## OBJECTIVE
Collect all lines from the listing that include the string "page".

## PROVIDED MATERIAL
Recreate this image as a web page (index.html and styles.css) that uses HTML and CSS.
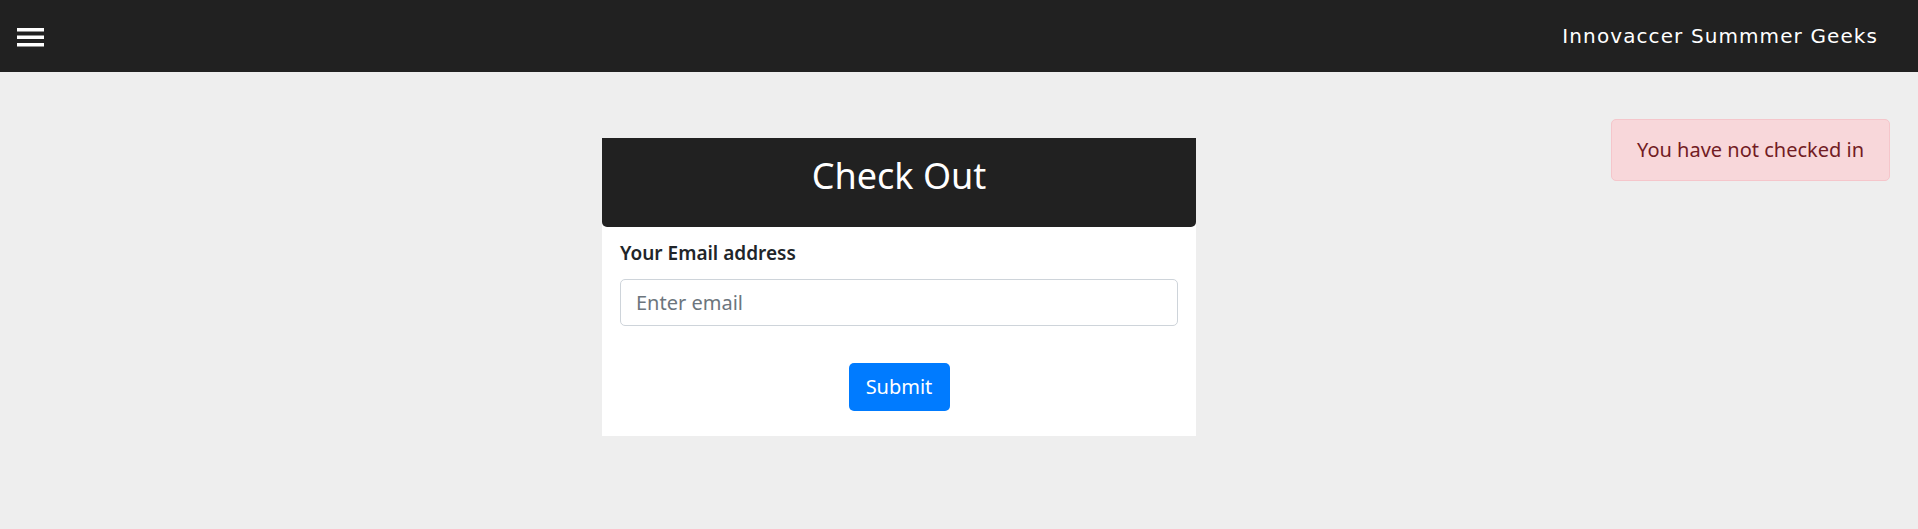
FILE: index.html
```html
<!DOCTYPE html>
<html lang="en">
<head>
<meta charset="utf-8">
<title>Check Out</title>
<link rel="stylesheet" href="styles.css">
</head>
<body>
<header class="navbar">
  <button class="menu-btn" aria-label="Menu">
    <svg width="27" height="19" viewBox="0 0 27 19"><rect x="0" y="0" width="27" height="3.5" fill="#fff"/><rect x="0" y="7.5" width="27" height="3.5" fill="#fff"/><rect x="0" y="15" width="27" height="3.5" fill="#fff"/></svg>
  </button>
  <div class="brand">Innovaccer Summmer Geeks</div>
</header>
<main class="page">
  <section class="card">
    <div class="card-header">Check Out</div>
    <form class="card-body">
      <label class="field-label" for="email">Your Email address</label>
      <input class="field-input" id="email" type="email" placeholder="Enter email">
      <div class="actions"><button class="btn-submit" type="button">Submit</button></div>
    </form>
  </section>
  <div class="alert">You have not checked in</div>
</main>
</body>
</html>
```
FILE: styles.css
```css
html, body {
  margin: 0;
  padding: 0;
}
body {
  background: #eeeeee;
  font-family: "Noto Sans", "Open Sans", sans-serif;
  color: #212529;
}
.navbar {
  display: flex;
  align-items: center;
  justify-content: space-between;
  height: 72px;
  box-sizing: border-box;
  background: #212121;
  padding: 0 40px 0 17px;
}
.menu-btn {
  background: none;
  border: 0;
  padding: 0;
  margin-top: 2px;
  display: flex;
}
.brand {
  font-family: "DejaVu Sans", Verdana, sans-serif;
  font-size: 20px;
  letter-spacing: 1.1px;
  color: #ffffff;
}
.page {
  display: grid;
  grid-template-columns: 602px 594px 1fr auto;
  align-items: start;
  padding-right: 28px;
}
.card {
  grid-column: 2;
  margin-top: 66px;
  background: #ffffff;
}
.card-header {
  background: #212121;
  height: 89px;
  border-radius: 0 0 5px 5px;
  color: #ffffff;
  font-size: 36px;
  display: flex;
  align-items: center;
  justify-content: center;
  padding-bottom: 14px;
  box-sizing: border-box;
}
.card-body {
  padding: 12px 18px 25px 18px;
  margin: 0;
}
.field-label {
  display: block;
  font-size: 19px;
  font-weight: 600;
  line-height: 28px;
  margin-bottom: 12px;
  color: #212529;
}
.field-input {
  display: block;
  width: 100%;
  box-sizing: border-box;
  height: 47px;
  border: 1px solid #ced4da;
  border-radius: 5px;
  padding: 0 15px;
  font-family: inherit;
  font-size: 20px;
  color: #495057;
  background: #fff;
}
.field-input::placeholder {
  color: #6c757d;
}
.actions {
  display: flex;
  justify-content: center;
  margin-top: 37px;
}
.btn-submit {
  width: 101px;
  height: 48px;
  background: #007bff;
  color: #ffffff;
  border: 0;
  border-radius: 5px;
  font-family: inherit;
  font-size: 20px;
  padding: 0 0 2px;
}
.alert {
  grid-column: 4;
  margin-top: 47px;
  padding: 15px 25px;
  border: 1px solid #f5c6cb;
  background: #f8d7da;
  color: #721c24;
  border-radius: 5px;
  font-size: 20px;
  line-height: 30px;
}
```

## RESPONSE FOR THIS EXERCISE
Recreate this image as a web page (index.html and styles.css) that uses HTML and CSS.
<main class="page">
.page {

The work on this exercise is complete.